LN Sadani
Chief Executive Officer, Lensbridge Capital
The energy consumption of AI data centres has received significant attention from investors, regulators, and the public. The water consumption has received almost none. This is a significant oversight. A single large-scale data centre can consume millions of litres of water per day for cooling — water that is drawn from local aquifers, rivers, and municipal supplies, and that is largely evaporated rather than returned to the source. As AI workloads drive data centre density and power consumption to new heights, the water footprint of digital infrastructure is becoming a material issue for investors, operators, and the communities in which these facilities are located.
The scale of the problem is illustrated by a single statistic: Microsoft disclosed in its 2023 environmental report that its global water consumption increased by 34% year-on-year, driven primarily by the expansion of its AI infrastructure. Google reported a similar trajectory. The hyperscalers are investing heavily in water-efficient cooling technologies — liquid cooling, adiabatic cooling, closed-loop systems — but the pace of efficiency improvement is being outrun by the pace of capacity expansion. The net result is that aggregate water consumption by the data centre industry is rising rapidly, even as water efficiency per unit of compute improves.
The investment implications are twofold. First, data centre development in water-stressed regions — the American Southwest, parts of Southern Europe, and several Asian markets — faces increasing regulatory and community opposition that can delay or block projects entirely. Investors in data centre development need to incorporate water risk into their site selection and underwriting processes, not as an ESG checkbox but as a genuine constraint on project viability.

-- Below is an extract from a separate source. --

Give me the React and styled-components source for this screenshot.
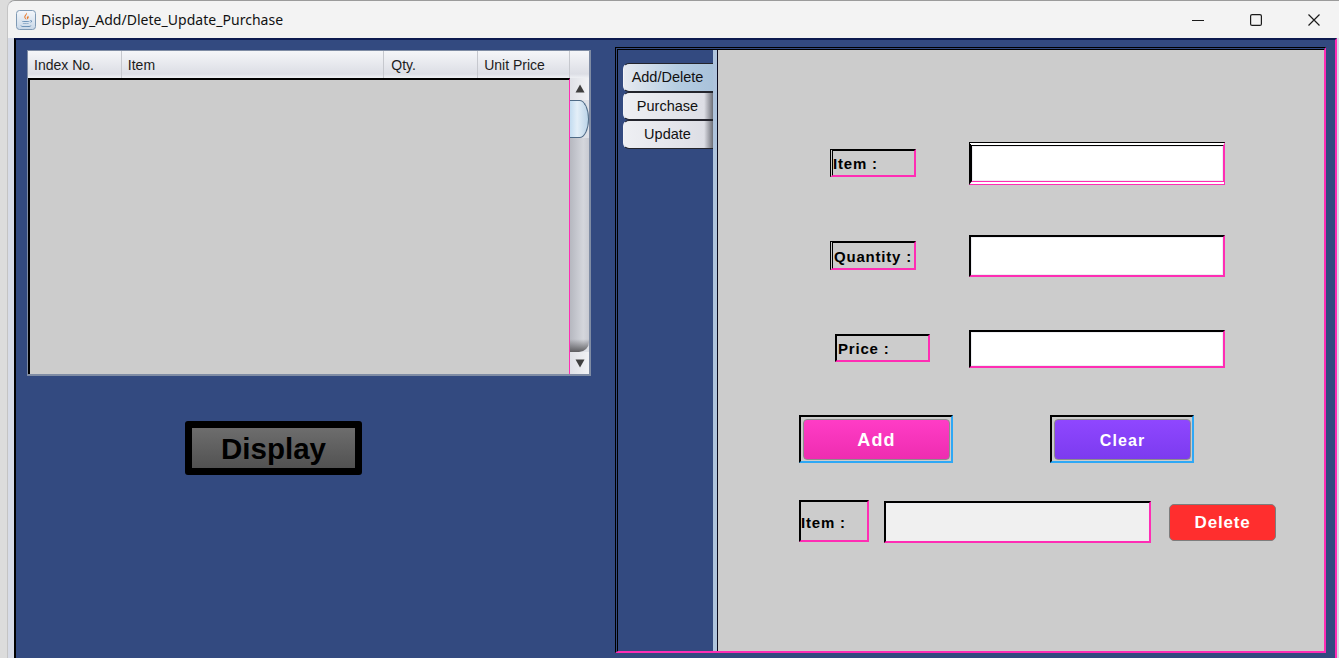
import React from 'react';
import styled, { createGlobalStyle } from 'styled-components';

const PINK = '#ff2db4';
const NAVY = '#334a80';

const Global = createGlobalStyle`
  html, body {
    margin: 0;
    height: 100%;
    overflow: hidden;
    background: #dcdcdc;
  }
`;

const JavaIcon = () => (
  <svg width="20" height="20" viewBox="0 0 20 20">
    <defs>
      <linearGradient id="tile" x1="0" y1="0" x2="0" y2="1">
        <stop offset="0" stopColor="#f4f7fb" />
        <stop offset="1" stopColor="#c9d8e8" />
      </linearGradient>
    </defs>
    <rect x="0.5" y="0.5" width="19" height="19" rx="3" fill="url(#tile)" stroke="#7f9ab5" />
    <path d="M10.5 2.5c1.6 2-1.8 3.2-1 5.2.3.8 1 1.3 1 2-1-.6-2.6-1.6-2.2-3.2.3-1.5 2.2-2.2 2.2-4zM12 5.5c-.2 1-1.3 1.4-1.2 2.4.1.6.5.9.5 1.6.8-.7 1.6-1.4 1.4-2.4-.1-.6-.5-1-.7-1.6z" fill="#e8792b" />
    <path d="M5.5 10.8c2.2.7 6.4.7 8.4 0-.4.6-1 .8-1.4.9-1.8.3-4 .3-5.6 0-.5-.1-1.1-.4-1.4-.9zM6.5 13c1.8.5 5 .5 6.6 0-.4.6-1 .7-1.6.8-1.2.2-2.4.2-3.6 0-.5-.1-1-.3-1.4-.8z" fill="#4f7ca8" />
    <path d="M4.2 15.2c2.4 1.3 8.8 1.3 11.4 0-.8 1.5-3 1.9-5.6 1.9-2.5 0-5-.4-5.8-1.9z" fill="#4f7ca8" />
    <path d="M14 10.5c1.6-.5 2.4.6 1.6 1.5-.4.5-1.2.8-2 1 .8-.5 1.4-.8 1.4-1.4 0-.5-.4-.8-1-1.1z" fill="#4f7ca8" />
  </svg>
);

const Arrow = ({ down }) => (
  <svg width="10" height="10" viewBox="0 0 10 10">
    <path d={down ? 'M0.5 1.5h9L5 9.5z' : 'M5 0.5l4.5 8h-9z'} fill="#3f3f3f" />
  </svg>
);

const ControlIcon = ({ kind }) => (
  <svg width="12" height="12" viewBox="0 0 12 12" fill="none" stroke="#1b1b1b" strokeWidth="1.2">
    {kind === 'min' && <path d="M0 6.5h12" />}
    {kind === 'max' && <rect x="0.6" y="0.6" width="10.8" height="10.8" rx="1.5" />}
    {kind === 'close' && <path d="M0.5 0.5l11 11M11.5 0.5l-11 11" />}
  </svg>
);

const TableSection = () => (
  <TableBox>
    <HeaderRow>
      <HeaderCell $width={94}>Index No.</HeaderCell>
      <HeaderCell $width={263}>Item</HeaderCell>
      <HeaderCell $width={94} $pad={7}>Qty.</HeaderCell>
      <HeaderCell $width={92}>Unit Price</HeaderCell>
      <HeaderCell $width={19} />
    </HeaderRow>
    <TableBody>
      <Rows />
      <Scrollbar>
        <ScrollEnd><Arrow /></ScrollEnd>
        <Thumb />
        <Track />
        <ScrollEnd><Arrow down /></ScrollEnd>
      </Scrollbar>
    </TableBody>
  </TableBox>
);

const App = () => (
  <>
    <Global />
    <Desktop>
      <Window>
        <TitleBar>
          <JavaIcon />
          <Title>Display_Add/Dlete_Update_Purchase</Title>
          <Controls>
            <ControlIcon kind="min" />
            <ControlIcon kind="max" />
            <ControlIcon kind="close" />
          </Controls>
        </TitleBar>
        <Frame>
          <Body>
            <LeftPane>
              <TableSection />
              <DisplayButton>Display</DisplayButton>
            </LeftPane>
            <TabbedPane>
              <TabColumn>
                <Tab $active>Add/Delete</Tab>
                <Tab>Purchase</Tab>
                <Tab>Update</Tab>
              </TabColumn>
              <Divider />
              <Content>
                <FormRow $top={92} $height={43} $left={112}>
                  <Label $width={86} $height={28} $raise={1} $double>Item :</Label>
                  <Field $width={256} $ml={53} $double />
                </FormRow>
                <FormRow $top={50} $height={42} $left={112}>
                  <Label $width={86} $height={29} $raise={1} $double $pad={1} $padTop={2}>Quantity :</Label>
                  <Field $width={256} $ml={53} />
                </FormRow>
                <FormRow $top={53} $height={38} $left={117}>
                  <Label $width={95} $height={28} $raise={2} $pad={1}>Price :</Label>
                  <Field $width={256} $ml={39} />
                </FormRow>
                <FormRow $top={47} $height={48} $left={81}>
                  <ButtonFrame $width={154}>
                    <FormButton $from="#ff3cc6" $to="#ee2db0" $size={18}>Add</FormButton>
                  </ButtonFrame>
                  <ButtonFrame $width={144} $ml={97}>
                    <FormButton $from="#8f47ff" $to="#7c3bef" $size={16}>Clear</FormButton>
                  </ButtonFrame>
                </FormRow>
                <FormRow $top={37} $height={43} $left={81}>
                  <Label $width={70} $height={42} $raise={1} $padTop={3}>Item :</Label>
                  <Field $width={267} $ml={15} $short $disabled />
                  <DeleteButton>Delete</DeleteButton>
                </FormRow>
              </Content>
            </TabbedPane>
          </Body>
        </Frame>
      </Window>
    </Desktop>
  </>
);

// Styled components

const Desktop = styled.div`
  height: 658px;
  padding-left: 7px;
  box-sizing: border-box;
  background: #dcdcdc;
`;

const Window = styled.div`
  height: 100%;
  display: flex;
  flex-direction: column;
  box-sizing: border-box;
  border-top: 1px solid #9b9b9b;
  border-left: 1px solid #c4c4c4;
  border-top-left-radius: 8px;
  overflow: hidden;
  background: #d7dbe6;
`;

const TitleBar = styled.div`
  height: 37px;
  flex-shrink: 0;
  display: flex;
  align-items: center;
  padding-left: 8px;
  box-sizing: border-box;
  background: #f3f3f3;
`;

const Title = styled.div`
  margin-left: 5px;
  font: 14px "Noto Sans", sans-serif;
  letter-spacing: 0.03px;
  color: #111;
`;

const Controls = styled.div`
  margin-left: auto;
  padding-right: 19px;
  display: flex;
  align-items: center;
  gap: 46px;
`;

const Frame = styled.div`
  flex: 1;
  display: flex;
  padding: 0 2px 0 6px;
  min-height: 0;
`;

const Body = styled.div`
  flex: 1;
  display: flex;
  align-items: flex-start;
  box-sizing: border-box;
  border-top: 2px solid #0d1a4f;
  border-left: 2px solid #000;
  border-right: 2px solid ${PINK};
  background: ${NAVY};
`;

const LeftPane = styled.div`
  width: 599px;
  flex-shrink: 0;
  padding: 10px 0 0 11px;
  box-sizing: border-box;
`;

const TableBox = styled.div`
  width: 564px;
  height: 326px;
  display: flex;
  flex-direction: column;
  box-sizing: border-box;
  border: 1px solid #7f8ca4;
  border-right-width: 2px;
  border-bottom-width: 2px;
`;

const HeaderRow = styled.div`
  height: 27px;
  flex-shrink: 0;
  display: flex;
`;

const HeaderCell = styled.div`
  width: ${(p) => p.$width}px;
  box-sizing: border-box;
  padding-left: ${(p) => p.$pad || 6}px;
  border-right: 1px solid #c6c8ce;
  background: linear-gradient(#f5f6f9, #dcdee5 85%, #eef0f4);
  font: 14px/28px "Liberation Sans", sans-serif;
  color: #1c1c1c;
  &:last-child {
    border-right: none;
  }
`;

const TableBody = styled.div`
  flex: 1;
  display: flex;
  min-height: 0;
`;

const Rows = styled.div`
  width: 542px;
  box-sizing: border-box;
  border-top: 2px solid #000;
  border-left: 2px solid #000;
  border-right: 1px solid ${PINK};
  background: #cccccc;
`;

const Scrollbar = styled.div`
  flex: 1;
  display: flex;
  flex-direction: column;
  background: #dfe1e7;
`;

const ScrollEnd = styled.div`
  height: 22px;
  flex-shrink: 0;
  display: flex;
  align-items: center;
  justify-content: center;
  background: linear-gradient(90deg, #dfe1e7, #f1f2f5);
`;

const Thumb = styled.div`
  height: 38px;
  flex-shrink: 0;
  box-sizing: border-box;
  border: 1.5px solid #4f6a86;
  border-left: none;
  border-radius: 0 50% 50% 0 / 0 50% 50% 0;
  background: linear-gradient(90deg, #c3dcf0, #e4eff8 40%, #bcd4e8);
`;

const Track = styled.div`
  flex: 1;
  border-radius: 0 0 10px 0;
  background:
    linear-gradient(transparent 94%, #5d5d60),
    linear-gradient(90deg, #b6b8c0, #d4d6dc 70%, #c8cad2);
`;

const DisplayButton = styled.div`
  width: 177px;
  height: 54px;
  margin: 45px 0 0 158px;
  box-sizing: border-box;
  border: 7px solid #000;
  border-radius: 3px;
  background: linear-gradient(#6d6d6d, #525252);
  font: bold 29.5px/42px "Liberation Sans", sans-serif;
  color: #000;
  text-align: center;
`;

const TabbedPane = styled.div`
  width: 711px;
  height: 606px;
  margin-top: 7px;
  display: flex;
  box-sizing: border-box;
  border-top: 3px double #000;
  border-left: 3px double #000;
  border-right: 2px solid ${PINK};
  border-bottom: 2px solid ${PINK};
`;

const TabColumn = styled.div`
  width: 95px;
  flex-shrink: 0;
  padding: 13px 0 0 5px;
  box-sizing: border-box;
  display: flex;
  flex-direction: column;
  background: ${NAVY};
`;

const Tab = styled.div`
  height: 28.5px;
  padding-right: 2px;
  box-sizing: border-box;
  border-top: 1px solid #23242c;
  border-bottom: 1px solid #23242c;
  border-left: 1px solid #f3f4f7;
  border-radius: 6px 0 0 6px;
  background: ${(p) =>
    p.$active
      ? 'linear-gradient(90deg, #e6e9ef, #b5cde2 60%, #a9c2da)'
      : 'linear-gradient(90deg, #eeeff3, #dddee5 90%, #6d6f78)'};
  font: 14.5px/27px "Liberation Sans", sans-serif;
  color: #111;
  text-align: center;
`;

const Divider = styled.div`
  width: 5px;
  flex-shrink: 0;
  box-sizing: border-box;
  border-right: 1px solid #0a0a1e;
  background: #aec3dc;
`;

const Content = styled.div`
  flex: 1;
  background: #cccccc;
`;

const FormRow = styled.div`
  height: ${(p) => p.$height}px;
  margin-top: ${(p) => p.$top}px;
  padding-left: ${(p) => p.$left}px;
  display: flex;
  align-items: center;
`;

const Label = styled.div`
  width: ${(p) => p.$width}px;
  height: ${(p) => p.$height}px;
  margin-bottom: ${(p) => p.$raise || 0}px;
  box-sizing: border-box;
  padding-left: ${(p) => p.$pad || 0}px;
  padding-top: ${(p) => p.$padTop || 0}px;
  border: 2px solid;
  border-color: #000 ${PINK} ${PINK} #000;
  ${(p) => p.$double && 'border-left: 3px double #000;'}
  display: flex;
  align-items: center;
  font: bold 15px "Liberation Sans", sans-serif;
  letter-spacing: 0.8px;
  white-space: nowrap;
  color: #000;
`;

const Field = styled.div`
  width: ${(p) => p.$width}px;
  height: ${(p) => (p.$short ? '42px' : '100%')};
  margin-left: ${(p) => p.$ml}px;
  ${(p) => p.$short && 'align-self: flex-end;'}
  box-sizing: border-box;
  border: 2px solid;
  ${(p) => p.$double && 'border-width: 4px 2px 4px 3px; border-style: double solid;'}
  border-color: #000 ${PINK} ${PINK} #000;
  box-shadow: inset 0 0 0 1px #eeeef2;
  background: ${(p) => (p.$disabled ? '#f0f0f0' : '#fff')};
`;

const ButtonFrame = styled.div`
  width: ${(p) => p.$width}px;
  height: 48px;
  margin-left: ${(p) => p.$ml || 0}px;
  padding: 2px 1px 1px 2px;
  box-sizing: border-box;
  display: flex;
  border: 2px solid;
  border-color: #000 #2ea8f5 #2ea8f5 #000;
`;

const FormButton = styled.div`
  flex: 1;
  padding-top: 2px;
  box-sizing: border-box;
  border: 1px solid #8c8c8c;
  border-radius: 4px;
  background: linear-gradient(${(p) => p.$from}, ${(p) => p.$to});
  display: flex;
  align-items: center;
  justify-content: center;
  font: bold ${(p) => p.$size}px "Liberation Sans", sans-serif;
  letter-spacing: 1.1px;
  color: #fff;
`;

const DeleteButton = styled.div`
  width: 107px;
  height: 37px;
  margin: 2px 0 0 18px;
  box-sizing: border-box;
  border: 1px solid #7d7d7d;
  border-radius: 5px;
  background: #ff2e2e;
  display: flex;
  align-items: center;
  justify-content: center;
  font: bold 17px "Liberation Sans", sans-serif;
  letter-spacing: 0.8px;
  color: #fff;
`;

export default App;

Second, the companies developing water-efficient cooling technologies — liquid immersion cooling, rear-door heat exchangers, advanced adiabatic systems — are addressing a problem that will only grow in importance, and represent a compelling investment opportunity in their own right.
At Lensbridge, we incorporate water risk into our assessment of digital infrastructure assets as a standard part of our due diligence process. In a world of increasing water scarcity, the data centres that will retain their value are those that have been designed with water efficiency as a first-order constraint, not an afterthought.